Task description: Copy everything in the listing below word for word, apart from any images.

Dataset section:
--
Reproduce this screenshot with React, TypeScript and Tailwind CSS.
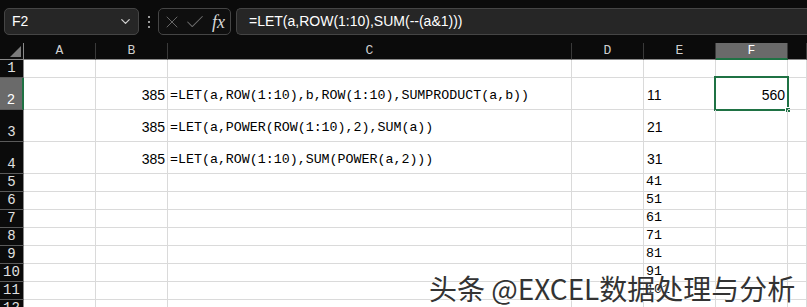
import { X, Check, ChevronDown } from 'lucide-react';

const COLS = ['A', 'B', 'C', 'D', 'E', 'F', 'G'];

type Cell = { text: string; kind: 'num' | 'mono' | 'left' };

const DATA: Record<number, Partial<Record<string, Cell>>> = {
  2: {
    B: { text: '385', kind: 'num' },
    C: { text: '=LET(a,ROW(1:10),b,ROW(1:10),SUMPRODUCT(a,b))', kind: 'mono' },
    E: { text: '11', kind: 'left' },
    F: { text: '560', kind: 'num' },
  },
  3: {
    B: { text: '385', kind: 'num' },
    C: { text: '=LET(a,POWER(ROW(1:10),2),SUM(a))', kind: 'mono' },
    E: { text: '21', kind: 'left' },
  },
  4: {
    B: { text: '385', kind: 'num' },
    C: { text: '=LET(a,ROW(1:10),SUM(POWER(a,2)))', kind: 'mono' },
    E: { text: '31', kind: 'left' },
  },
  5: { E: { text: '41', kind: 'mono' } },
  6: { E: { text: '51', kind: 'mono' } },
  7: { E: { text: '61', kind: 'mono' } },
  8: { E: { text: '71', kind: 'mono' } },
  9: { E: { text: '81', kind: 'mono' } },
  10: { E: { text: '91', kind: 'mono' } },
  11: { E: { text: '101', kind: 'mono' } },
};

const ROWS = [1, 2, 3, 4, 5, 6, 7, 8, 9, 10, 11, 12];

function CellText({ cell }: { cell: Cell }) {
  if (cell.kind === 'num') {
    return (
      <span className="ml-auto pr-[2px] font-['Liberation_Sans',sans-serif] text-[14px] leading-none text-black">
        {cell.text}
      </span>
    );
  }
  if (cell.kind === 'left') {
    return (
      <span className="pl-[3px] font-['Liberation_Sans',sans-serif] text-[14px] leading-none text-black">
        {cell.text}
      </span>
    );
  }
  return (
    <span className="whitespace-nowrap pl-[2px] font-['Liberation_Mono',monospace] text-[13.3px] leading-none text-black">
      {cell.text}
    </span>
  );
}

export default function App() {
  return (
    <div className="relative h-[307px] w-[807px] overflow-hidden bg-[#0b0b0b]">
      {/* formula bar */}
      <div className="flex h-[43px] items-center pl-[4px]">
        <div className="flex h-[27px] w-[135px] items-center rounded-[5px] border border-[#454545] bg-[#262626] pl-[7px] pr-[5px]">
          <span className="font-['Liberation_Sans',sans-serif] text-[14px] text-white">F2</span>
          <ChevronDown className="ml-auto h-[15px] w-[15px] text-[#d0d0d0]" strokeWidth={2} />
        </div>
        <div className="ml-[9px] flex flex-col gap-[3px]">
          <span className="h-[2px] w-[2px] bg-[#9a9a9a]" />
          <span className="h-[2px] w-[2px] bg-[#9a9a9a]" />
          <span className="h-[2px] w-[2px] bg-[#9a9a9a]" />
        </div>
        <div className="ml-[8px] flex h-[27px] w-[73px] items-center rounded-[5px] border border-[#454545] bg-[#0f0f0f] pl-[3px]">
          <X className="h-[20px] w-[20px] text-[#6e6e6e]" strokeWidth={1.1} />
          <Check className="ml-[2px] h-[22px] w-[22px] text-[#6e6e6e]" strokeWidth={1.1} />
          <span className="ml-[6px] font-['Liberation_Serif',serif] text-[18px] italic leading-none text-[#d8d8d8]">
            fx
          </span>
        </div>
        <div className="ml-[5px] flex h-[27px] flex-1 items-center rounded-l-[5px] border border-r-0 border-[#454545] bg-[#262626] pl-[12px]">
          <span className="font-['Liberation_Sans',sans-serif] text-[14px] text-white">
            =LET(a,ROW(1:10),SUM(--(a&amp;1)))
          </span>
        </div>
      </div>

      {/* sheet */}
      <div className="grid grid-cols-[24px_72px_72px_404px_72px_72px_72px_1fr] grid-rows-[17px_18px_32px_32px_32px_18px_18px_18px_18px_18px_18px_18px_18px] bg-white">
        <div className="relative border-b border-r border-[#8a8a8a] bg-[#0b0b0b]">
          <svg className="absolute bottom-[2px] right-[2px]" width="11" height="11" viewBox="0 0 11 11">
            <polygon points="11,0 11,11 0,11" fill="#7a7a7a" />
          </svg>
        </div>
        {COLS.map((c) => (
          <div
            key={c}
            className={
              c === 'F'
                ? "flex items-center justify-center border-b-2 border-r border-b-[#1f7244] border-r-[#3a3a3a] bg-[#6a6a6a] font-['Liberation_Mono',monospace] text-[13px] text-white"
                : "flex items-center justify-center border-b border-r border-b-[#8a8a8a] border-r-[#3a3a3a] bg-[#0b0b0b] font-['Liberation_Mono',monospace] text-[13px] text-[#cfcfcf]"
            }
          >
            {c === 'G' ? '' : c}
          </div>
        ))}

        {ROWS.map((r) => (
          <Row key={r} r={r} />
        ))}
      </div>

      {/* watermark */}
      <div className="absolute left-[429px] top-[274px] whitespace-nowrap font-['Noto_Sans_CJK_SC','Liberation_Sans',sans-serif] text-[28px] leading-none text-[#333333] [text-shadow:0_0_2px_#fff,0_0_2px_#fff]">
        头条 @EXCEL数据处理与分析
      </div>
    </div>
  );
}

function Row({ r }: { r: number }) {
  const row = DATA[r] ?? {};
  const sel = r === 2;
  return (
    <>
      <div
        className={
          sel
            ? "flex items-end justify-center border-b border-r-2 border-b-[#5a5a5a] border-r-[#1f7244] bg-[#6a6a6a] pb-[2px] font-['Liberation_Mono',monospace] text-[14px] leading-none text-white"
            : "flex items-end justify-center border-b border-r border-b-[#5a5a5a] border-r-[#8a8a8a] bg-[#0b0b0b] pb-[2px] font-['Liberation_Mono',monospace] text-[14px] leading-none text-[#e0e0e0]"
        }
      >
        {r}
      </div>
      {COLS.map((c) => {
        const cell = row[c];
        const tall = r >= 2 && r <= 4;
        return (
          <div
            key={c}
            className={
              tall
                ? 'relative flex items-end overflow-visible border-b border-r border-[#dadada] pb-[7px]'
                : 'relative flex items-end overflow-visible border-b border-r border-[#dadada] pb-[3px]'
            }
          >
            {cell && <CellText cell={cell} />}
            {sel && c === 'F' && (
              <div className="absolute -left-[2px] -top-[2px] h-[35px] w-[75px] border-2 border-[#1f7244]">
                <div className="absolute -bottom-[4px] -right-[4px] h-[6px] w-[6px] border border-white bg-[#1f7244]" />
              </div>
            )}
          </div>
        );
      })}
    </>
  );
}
--
Task output:
Reproduce this screenshot with React, TypeScript and Tailwind CSS.
import { X, Check, ChevronDown } from 'lucide-react';

const COLS = ['A', 'B', 'C', 'D', 'E', 'F', 'G'];

type Cell = { text: string; kind: 'num' | 'mono' | 'left' };

const DATA: Record<number, Partial<Record<string, Cell>>> = {
  2: {
    B: { text: '385', kind: 'num' },
    C: { text: '=LET(a,ROW(1:10),b,ROW(1:10),SUMPRODUCT(a,b))', kind: 'mono' },
    E: { text: '11', kind: 'left' },
    F: { text: '560', kind: 'num' },
  },
  3: {
    B: { text: '385', kind: 'num' },
    C: { text: '=LET(a,POWER(ROW(1:10),2),SUM(a))', kind: 'mono' },
    E: { text: '21', kind: 'left' },
  },
  4: {
    B: { text: '385', kind: 'num' },
    C: { text: '=LET(a,ROW(1:10),SUM(POWER(a,2)))', kind: 'mono' },
    E: { text: '31', kind: 'left' },
  },
  5: { E: { text: '41', kind: 'mono' } },
  6: { E: { text: '51', kind: 'mono' } },
  7: { E: { text: '61', kind: 'mono' } },
  8: { E: { text: '71', kind: 'mono' } },
  9: { E: { text: '81', kind: 'mono' } },
  10: { E: { text: '91', kind: 'mono' } },
  11: { E: { text: '101', kind: 'mono' } },
};

const ROWS = [1, 2, 3, 4, 5, 6, 7, 8, 9, 10, 11, 12];

function CellText({ cell }: { cell: Cell }) {
  if (cell.kind === 'num') {
    return (
      <span className="ml-auto pr-[2px] font-['Liberation_Sans',sans-serif] text-[14px] leading-none text-black">
        {cell.text}
      </span>
    );
  }
  if (cell.kind === 'left') {
    return (
      <span className="pl-[3px] font-['Liberation_Sans',sans-serif] text-[14px] leading-none text-black">
        {cell.text}
      </span>
    );
  }
  return (
    <span className="whitespace-nowrap pl-[2px] font-['Liberation_Mono',monospace] text-[13.3px] leading-none text-black">
      {cell.text}
    </span>
  );
}

export default function App() {
  return (
    <div className="relative h-[307px] w-[807px] overflow-hidden bg-[#0b0b0b]">
      {/* formula bar */}
      <div className="flex h-[43px] items-center pl-[4px]">
        <div className="flex h-[27px] w-[135px] items-center rounded-[5px] border border-[#454545] bg-[#262626] pl-[7px] pr-[5px]">
          <span className="font-['Liberation_Sans',sans-serif] text-[14px] text-white">F2</span>
          <ChevronDown className="ml-auto h-[15px] w-[15px] text-[#d0d0d0]" strokeWidth={2} />
        </div>
        <div className="ml-[9px] flex flex-col gap-[3px]">
          <span className="h-[2px] w-[2px] bg-[#9a9a9a]" />
          <span className="h-[2px] w-[2px] bg-[#9a9a9a]" />
          <span className="h-[2px] w-[2px] bg-[#9a9a9a]" />
        </div>
        <div className="ml-[8px] flex h-[27px] w-[73px] items-center rounded-[5px] border border-[#454545] bg-[#0f0f0f] pl-[3px]">
          <X className="h-[20px] w-[20px] text-[#6e6e6e]" strokeWidth={1.1} />
          <Check className="ml-[2px] h-[22px] w-[22px] text-[#6e6e6e]" strokeWidth={1.1} />
          <span className="ml-[6px] font-['Liberation_Serif',serif] text-[18px] italic leading-none text-[#d8d8d8]">
            fx
          </span>
        </div>
        <div className="ml-[5px] flex h-[27px] flex-1 items-center rounded-l-[5px] border border-r-0 border-[#454545] bg-[#262626] pl-[12px]">
          <span className="font-['Liberation_Sans',sans-serif] text-[14px] text-white">
            =LET(a,ROW(1:10),SUM(--(a&amp;1)))
          </span>
        </div>
      </div>

      {/* sheet */}
      <div className="grid grid-cols-[24px_72px_72px_404px_72px_72px_72px_1fr] grid-rows-[17px_18px_32px_32px_32px_18px_18px_18px_18px_18px_18px_18px_18px] bg-white">
        <div className="relative border-b border-r border-[#8a8a8a] bg-[#0b0b0b]">
          <svg className="absolute bottom-[2px] right-[2px]" width="11" height="11" viewBox="0 0 11 11">
            <polygon points="11,0 11,11 0,11" fill="#7a7a7a" />
          </svg>
        </div>
        {COLS.map((c) => (
          <div
            key={c}
            className={
              c === 'F'
                ? "flex items-center justify-center border-b-2 border-r border-b-[#1f7244] border-r-[#3a3a3a] bg-[#6a6a6a] font-['Liberation_Mono',monospace] text-[13px] text-white"
                : "flex items-center justify-center border-b border-r border-b-[#8a8a8a] border-r-[#3a3a3a] bg-[#0b0b0b] font-['Liberation_Mono',monospace] text-[13px] text-[#cfcfcf]"
            }
          >
            {c === 'G' ? '' : c}
          </div>
        ))}

        {ROWS.map((r) => (
          <Row key={r} r={r} />
        ))}
      </div>

      {/* watermark */}
      <div className="absolute left-[429px] top-[274px] whitespace-nowrap font-['Noto_Sans_CJK_SC','Liberation_Sans',sans-serif] text-[28px] leading-none text-[#333333] [text-shadow:0_0_2px_#fff,0_0_2px_#fff]">
        头条 @EXCEL数据处理与分析
      </div>
    </div>
  );
}

function Row({ r }: { r: number }) {
  const row = DATA[r] ?? {};
  const sel = r === 2;
  return (
    <>
      <div
        className={
          sel
            ? "flex items-end justify-center border-b border-r-2 border-b-[#5a5a5a] border-r-[#1f7244] bg-[#6a6a6a] pb-[2px] font-['Liberation_Mono',monospace] text-[14px] leading-none text-white"
            : "flex items-end justify-center border-b border-r border-b-[#5a5a5a] border-r-[#8a8a8a] bg-[#0b0b0b] pb-[2px] font-['Liberation_Mono',monospace] text-[14px] leading-none text-[#e0e0e0]"
        }
      >
        {r}
      </div>
      {COLS.map((c) => {
        const cell = row[c];
        const tall = r >= 2 && r <= 4;
        return (
          <div
            key={c}
            className={
              tall
                ? 'relative flex items-end overflow-visible border-b border-r border-[#dadada] pb-[7px]'
                : 'relative flex items-end overflow-visible border-b border-r border-[#dadada] pb-[3px]'
            }
          >
            {cell && <CellText cell={cell} />}
            {sel && c === 'F' && (
              <div className="absolute -left-[2px] -top-[2px] h-[35px] w-[75px] border-2 border-[#1f7244]">
                <div className="absolute -bottom-[4px] -right-[4px] h-[6px] w-[6px] border border-white bg-[#1f7244]" />
              </div>
            )}
          </div>
        );
      })}
    </>
  );
}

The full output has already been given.